The sun goes through a more or less regular cycle of sunspots, from minimum to maximum and back again every eleven years.  Sunspots are directly related to solar flares, in which gigantic balls of charged particles come shooting off the surface hundreds of millions of miles into space, right past and through the Earth in many cases.  These balls of charged particles interfere with electrical systems on Earth, although they are somewhat attenuated by the atmosphere.  These flares result in auroral displays– and the aurora borealis is something you should try to watch when you get the chance.  Unfortunately, you won’t see any auroras for quite a while, as we are in a deep minimum right now.

Here’s a release from NASA in June 2017 that includes a nice picture of a solar maximum and minimum.  It’s no longer being updated so it’s not of much help this year.  Shouldn’t there be a story on NASA’s website about the solar minimum?  You would think so, but then you’d be wrong.

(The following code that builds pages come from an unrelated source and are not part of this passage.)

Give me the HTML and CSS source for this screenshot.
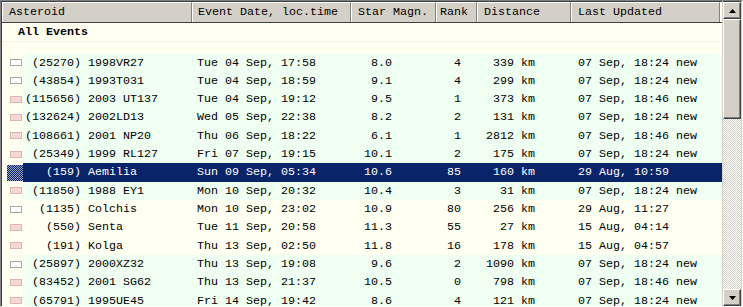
FILE: index.html
```html
<!DOCTYPE html>
<html lang="en">
<head>
    <meta charset="UTF-8">
    <title>Asteroid Events</title>
    <link rel="stylesheet" href="styles.css">
</head>
<body>
    <div class="grid-view">
        <div class="list">
            <div class="head">
                <div class="hc h-ast">Asteroid</div>
                <div class="hc h-date">Event Date, loc.time</div>
                <div class="hc h-mag">Star Magn.</div>
                <div class="hc h-rank">Rank</div>
                <div class="hc h-dist">Distance</div>
                <div class="hc h-upd">Last Updated</div>
            </div>
            <div class="group">All Events</div>
            <div class="spacer"></div>

            <div class="row green"><span class="ico"><i class="box white"></i></span><span class="ast"><span class="num">(25270)</span>1998VR27</span><span class="date">Tue 04 Sep, 17:58</span><span class="mag">8.0</span><span class="rank">4</span><span class="dist">339 km</span><span class="upd">07 Sep, 18:24 new</span></div>
            <div class="row green"><span class="ico"><i class="box white"></i></span><span class="ast"><span class="num">(43854)</span>1993T031</span><span class="date">Tue 04 Sep, 18:59</span><span class="mag">9.1</span><span class="rank">4</span><span class="dist">299 km</span><span class="upd">07 Sep, 18:24 new</span></div>
            <div class="row green"><span class="ico"><i class="box pink"></i></span><span class="ast"><span class="num">(115656)</span>2003 UT137</span><span class="date">Tue 04 Sep, 19:12</span><span class="mag">9.5</span><span class="rank">1</span><span class="dist">373 km</span><span class="upd">07 Sep, 18:46 new</span></div>
            <div class="row green"><span class="ico"><i class="box pink"></i></span><span class="ast"><span class="num">(132624)</span>2002LD13</span><span class="date">Wed 05 Sep, 22:38</span><span class="mag">8.2</span><span class="rank">2</span><span class="dist">131 km</span><span class="upd">07 Sep, 18:24 new</span></div>
            <div class="row green"><span class="ico"><i class="box pink"></i></span><span class="ast"><span class="num">(108661)</span>2001 NP20</span><span class="date">Thu 06 Sep, 18:22</span><span class="mag">6.1</span><span class="rank">1</span><span class="dist">2812 km</span><span class="upd">07 Sep, 18:46 new</span></div>
            <div class="row green"><span class="ico"><i class="box pink"></i></span><span class="ast"><span class="num">(25349)</span>1999 RL127</span><span class="date">Fri 07 Sep, 19:15</span><span class="mag">10.1</span><span class="rank">2</span><span class="dist">175 km</span><span class="upd">07 Sep, 18:24 new</span></div>
            <div class="row selected"><span class="ico"><i class="box checker"></i></span><span class="ast"><span class="num">(159)</span>Aemilia</span><span class="date">Sun 09 Sep, 05:34</span><span class="mag">10.6</span><span class="rank">85</span><span class="dist">160 km</span><span class="upd">29 Aug, 10:59</span></div>
            <div class="row green"><span class="ico"><i class="box pink"></i></span><span class="ast"><span class="num">(11850)</span>1988 EY1</span><span class="date">Mon 10 Sep, 20:32</span><span class="mag">10.4</span><span class="rank">3</span><span class="dist">31 km</span><span class="upd">07 Sep, 18:24 new</span></div>
            <div class="row"><span class="ico"><i class="box white"></i></span><span class="ast"><span class="num">(1135)</span>Colchis</span><span class="date">Mon 10 Sep, 23:02</span><span class="mag">10.9</span><span class="rank">80</span><span class="dist">256 km</span><span class="upd">29 Aug, 11:27</span></div>
            <div class="row"><span class="ico"><i class="box pink"></i></span><span class="ast"><span class="num">(550)</span>Senta</span><span class="date">Tue 11 Sep, 20:58</span><span class="mag">11.3</span><span class="rank">55</span><span class="dist">27 km</span><span class="upd">15 Aug, 04:14</span></div>
            <div class="row"><span class="ico"><i class="box pink"></i></span><span class="ast"><span class="num">(191)</span>Kolga</span><span class="date">Thu 13 Sep, 02:50</span><span class="mag">11.8</span><span class="rank">16</span><span class="dist">178 km</span><span class="upd">15 Aug, 04:57</span></div>
            <div class="row green"><span class="ico"><i class="box white"></i></span><span class="ast"><span class="num">(25897)</span>2000XZ32</span><span class="date">Thu 13 Sep, 19:08</span><span class="mag">9.6</span><span class="rank">2</span><span class="dist">1090 km</span><span class="upd">07 Sep, 18:24 new</span></div>
            <div class="row green"><span class="ico"><i class="box pink"></i></span><span class="ast"><span class="num">(83452)</span>2001 SG62</span><span class="date">Thu 13 Sep, 21:37</span><span class="mag">10.5</span><span class="rank">0</span><span class="dist">798 km</span><span class="upd">07 Sep, 18:46 new</span></div>
            <div class="row green"><span class="ico"><i class="box pink"></i></span><span class="ast"><span class="num">(65791)</span>1995UE45</span><span class="date">Fri 14 Sep, 19:42</span><span class="mag">8.6</span><span class="rank">4</span><span class="dist">121 km</span><span class="upd">07 Sep, 18:24 new</span></div>
        </div>

        <div class="scrollbar">
            <div class="sb-btn">
                <svg width="7" height="4" viewBox="0 0 7 4"><polygon points="3.5,0 7,4 0,4" fill="#000"/></svg>
            </div>
            <div class="sb-track">
                <div class="sb-thumb"></div>
            </div>
            <div class="sb-btn">
                <svg width="7" height="4" viewBox="0 0 7 4"><polygon points="0,0 7,0 3.5,4" fill="#000"/></svg>
            </div>
        </div>
    </div>
</body>
</html>
```

FILE: styles.css
```css
body {
    margin: 0;
    padding: 0;
    background-color: #d4d0c8;
    font-family: "Liberation Mono", "Courier New", monospace;
    font-size: 11.67px;
    color: #000;
}

.grid-view {
    display: flex;
    width: 743px;
    height: 307px;
    box-sizing: border-box;
    border-top: 1px solid #808080;
    border-left: 1px solid #808080;
    border-right: 1px solid #fff;
    border-bottom: 1px solid #fff;
    overflow: hidden;
}

.list {
    display: flex;
    flex-direction: column;
    width: 720px;
    height: 305px;
    border-top: 1px solid #404040;
    border-left: 1px solid #404040;
    background-color: #fffff2;
    overflow: hidden;
}

/* header */
.head {
    display: flex;
    flex: none;
    height: 20px;
    border-bottom: 1px solid #404040;
}

.hc {
    box-sizing: border-box;
    height: 20px;
    line-height: 19px;
    background-color: #d4d0c8;
    border-top: 1px solid #fff;
    border-left: 1px solid #fff;
    border-right: 1px solid #808080;
    white-space: nowrap;
    overflow: hidden;
}

.h-ast { width: 190px; padding-left: 6px; }
.h-date { width: 159px; padding-left: 5px; }
.h-mag { width: 85px; padding-left: 6px; }
.h-rank { width: 41px; padding-left: 3px; }
.h-dist { width: 94px; padding-left: 6px; }
.h-upd { width: 149px; padding-left: 6px; }

.group {
    flex: none;
    height: 18px;
    line-height: 19px;
    padding-left: 16px;
    font-weight: bold;
    border-bottom: 1px solid #f4f4ea;
}

.spacer {
    flex: none;
    height: 11.5px;
}

/* rows */
.row {
    display: grid;
    grid-template-columns: 21px 169px 159px 85px 41px 94px 151px;
    flex: none;
    height: 18.33px;
    line-height: 18px;
    white-space: nowrap;
}

.row > span {
    overflow: hidden;
}

.row.green > span { background-color: #effff2; }
.row.selected > span { background-color: #0a246a; color: #fff; }
.row > .ico,
.row.green > .ico,
.row.selected > .ico {
    background-color: #fffff2;
    display: flex;
    align-items: center;
}

.box {
    display: block;
    box-sizing: border-box;
    width: 12px;
    height: 7px;
    margin-left: 8px;
}

.box.white {
    background-color: #fff;
    border: 1px solid #a8a8a8;
}

.box.pink {
    background-color: #f6d8d8;
    border: 1px solid #dcb4b4;
}

.box.checker {
    width: 16px;
    height: 16px;
    margin-left: 5px;
    background: repeating-conic-gradient(#0a246a 0 25%, #98a0bc 0 50%) 0 0 / 2px 2px;
}

.num {
    display: inline-block;
    width: 58px;
    text-align: right;
    margin-right: 7px;
}

.date { padding-left: 5px; }
.mag { text-align: right; padding-right: 44px; }
.rank { text-align: right; padding-right: 16px; }
.dist { text-align: right; padding-right: 36px; }
.upd { padding-left: 7px; }

/* scrollbar */
.scrollbar {
    display: flex;
    flex-direction: column;
    width: 18px;
    height: 305px;
    margin-left: 1px;
    border-top: 1px solid #404040;
    box-sizing: border-box;
    background: repeating-conic-gradient(#d4d0c8 0 25%, #fff 0 50%) 0 0 / 2px 2px;
}

.sb-btn,
.sb-thumb {
    box-sizing: border-box;
    background-color: #d4d0c8;
    border-top: 1px solid #fff;
    border-left: 1px solid #fff;
    border-right: 1px solid #404040;
    border-bottom: 1px solid #404040;
    box-shadow: inset -1px -1px 0 #808080;
}

.sb-btn {
    flex: none;
    height: 17px;
    display: flex;
    align-items: center;
    justify-content: center;
}

.sb-track {
    flex: 1;
}

.sb-thumb {
    height: 100px;
}
```
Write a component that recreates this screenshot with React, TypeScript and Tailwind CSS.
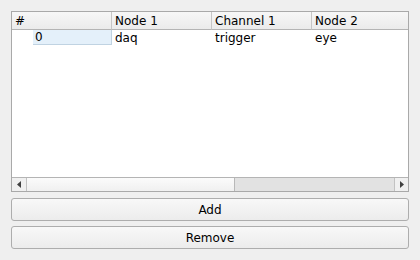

Today, Newsweek ran a story describing the current minimum as a deep solar minimum– but referred to spaceweather.com, so going to that site, we find: a post from March 31 reminding us that we will not be able to determine when the solar minimum occurred for six months after it has passed.  Although it was predicted for April 2020, we will not know for sure until October.  By then, sunspots should have picked up at least a little.  So far this year, according to Newsweek, there have been 104 days without sunspots– including the last five days, according to SILSO (Sunspot Index and Long term Solar Observations) (not secure site).   Here’s the daily plot, which shows nothing since the first of May.

The last great solar minimum occurred between 1645 and 1715 and is known as the Maunder Minimum (see Wikipedia: solar minimum).  “The Maunder Minimum occurred with a much longer period of lower-than-average European temperatures which is likely to have been primarily caused by volcanic activity.”

Solar “insolation” is reduced by 0.1% or so during a minimum and has no effect on Earth temperatures.  Although sunspot activity was relatively high during the twentieth century, it had nothing to do with anthropogenic warming.  What’s more, the current solar minimum has nothing to do with the current, uh, you know.

This post is intended as a distraction.  I suggest, in particular, that you visit the NASA site linked above and spend some time looking at the sun (not directly, you understand, that would be unwise and certainly unpresidential) (can’t we leave Him out of at least one post?  No.).